ここからが急転直下。ぜひともライヴをやってほしいとの誘いを受け、ロドリゲスは南アフリカへ。ライヴ会場は大熱狂。何千人という人が会場を埋め尽くし、ものすごい声援でロドリゲスを迎えます。不遇の歌手ロドリゲスに、初めてスポットライトが当たった瞬間。しかも、遠く離れた異国の地で。映画のタイトルどおり、「奇跡に愛された男」だったんです、ロドリゲス。

とにかくロドリゲスが謙虚なのがいい。こんなことになっても絶対に奢り高ぶらない。そのまま南アフリカに残れば大スターとして生きていけるのに、ためらいもなくアメリカへ帰ってしまう。数回行ったライヴで得た収入は、ほとんど家族たちに分け与えてしまったそうです。

わたし、アメリカでデビューした時、ロドリゲスが売れなくてよかったな、と思いました。もし売れていたら、きっと彼のお金目当てによからぬ人たちがいっぱい寄ってきて、食い尽くされていたと思う。あんなにピュアな人だからこそ、人を疑わずにいいように利用されちゃってたんじゃないかな。時間はかかったけどこうしてちゃんと認められたし、まったく知らないところではすでにスターだったわけだし。

ドキュメンタリー映画だけど、最初からスティーブンとクレイグを追いながら撮ったわけじゃない。南アフリカで「こんな男の話があるんだよ」というのを聞いた監督が、面白そうだから映画にしてみよう、とカメラを回したようです。なので、ほとんどが関係者のインタビューでなりたっています。

劇中さまざまなシュガーマンの曲が流れますが、どうしてアメリカでは売れなかったんだろうと思うほどの名曲です。こうして話題になってから聴いたから「いい曲」と思ったんじゃなくて、普通に耳に入ってきたとしてもすごくいい曲ばかり。ちょっとハスキーな声と切ないメロディーと、翻訳ではあったけど歌詞がとっても響くんです。わたしが一番いいなと思ったのは「I Think of You」っていう曲。メロディは忘れましたが(笑)、歌詞の内容が切なかったんだよねぇ。

上映後のコンセッション(売店)には、サントラを求める人が殺到していました。わたしも欲しかったけど、波に乗れず。そのうちAmazonで買っちゃうと思います。
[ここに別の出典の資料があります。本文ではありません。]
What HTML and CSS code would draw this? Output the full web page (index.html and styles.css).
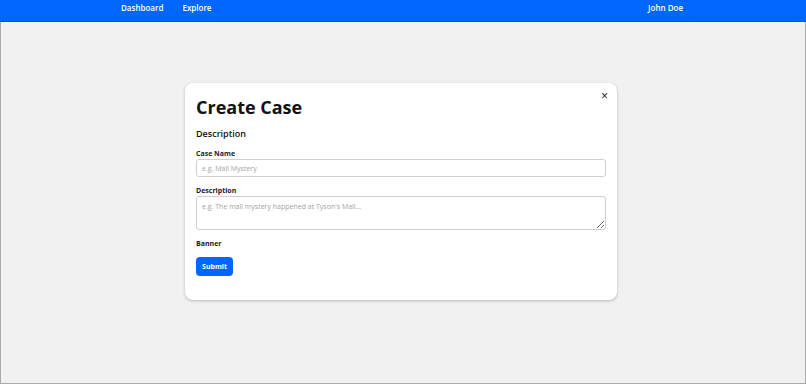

自分はツイてない、なんにもいいことなんて起こらない、だから毎日を淡々と過ごしてる。だけど自分の与り知らないところで自分の存在がとんでもないことになってたとしたら。それはそれで、ちょっと面白いかもしれない。もちろん、いい方向のとんでもないこと、だけど。

ということで、☆4つ。
上映館が非常に少ないのが残念です。